Two or so weeks after sending in my forms I get a call. “Mr.Bicyclemark, we’re just going over your form and we wanted to confirm some things, it says here you’re self employed?” Indeed at that point I’d started my own company to make getting freelance jobs and handling the expenses and income a little easier. “Yes” I said, “I’m a freelance journalist, editor, and sometimes web consultant.” “OK very good. I’ll just need to know your yearly income..” She’d cut right to my achilles heel, as a freelancer and part time employee, my income was pretty embarrassing by most adult standards, I was and still am, a specialist of living on a shoestring budget. I fumbled through an answer “Well its hard to say as a freelancer, you know, some months its a good amount, some months it is hardly anything…” The credit card lady tries to help me along, “So about 20K per year?” I had this feeling that if I told her the truth, that is was surely less, that I wouldn’t qualify for their minimum, “Yes,” I answered confidently, “about that much.” What the hell, I figured, as long as I don’t have to prove it, I’ll be fine. “.. and we’ll just need some further information so we can confirm this..” – Shit I thought. Plan foiled. I quickly told a lie about having to go but that I would be in touch. She didn’t even fight me on this, wished me a good day and recommended I get back to her when I had a better idea of my income.

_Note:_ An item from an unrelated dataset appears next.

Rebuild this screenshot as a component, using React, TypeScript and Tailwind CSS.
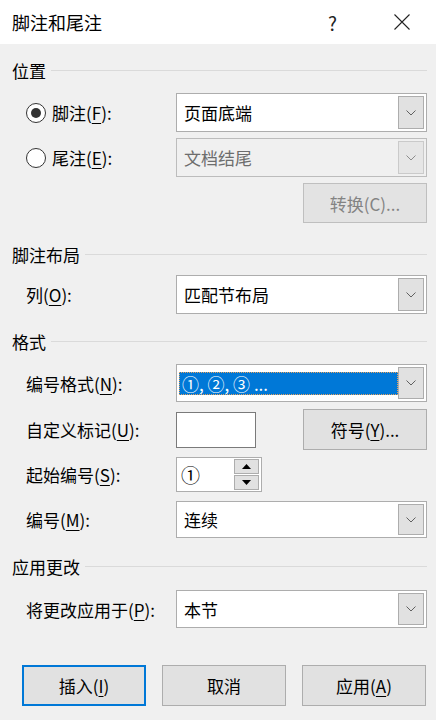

It would take me another 2 years to get a credit card, when I sent in another application hoping they wouldn’t remember the first.  I got that call again, only this time I tried harder to lie my way into getting one.  Once again I argued that as a freelancer my income didn’t always fit into one of their boxes, but that I manage a decent living and somehow deserve this credit card.  After alot of convincing, and a much stronger arguement than my first attempt, I got my card which to this day I hardly ever use.

Why the long story? It is amazing the difference between what it took for me to get a credit card in the US compared to getting one in Europe 10 years later. Beyond it being impressive, I wonder if this difference doesn’t reflect on part of why so many problems have arisen with people and credit card debt. Not to mention banks that take advantage of people by inventing surcharges.  Not that Europe is perfect, or that someone can’t eventually get a card who perhaps can’t really afford it, but in my experience, there is a real difference in how less easy it is to fall into this trap.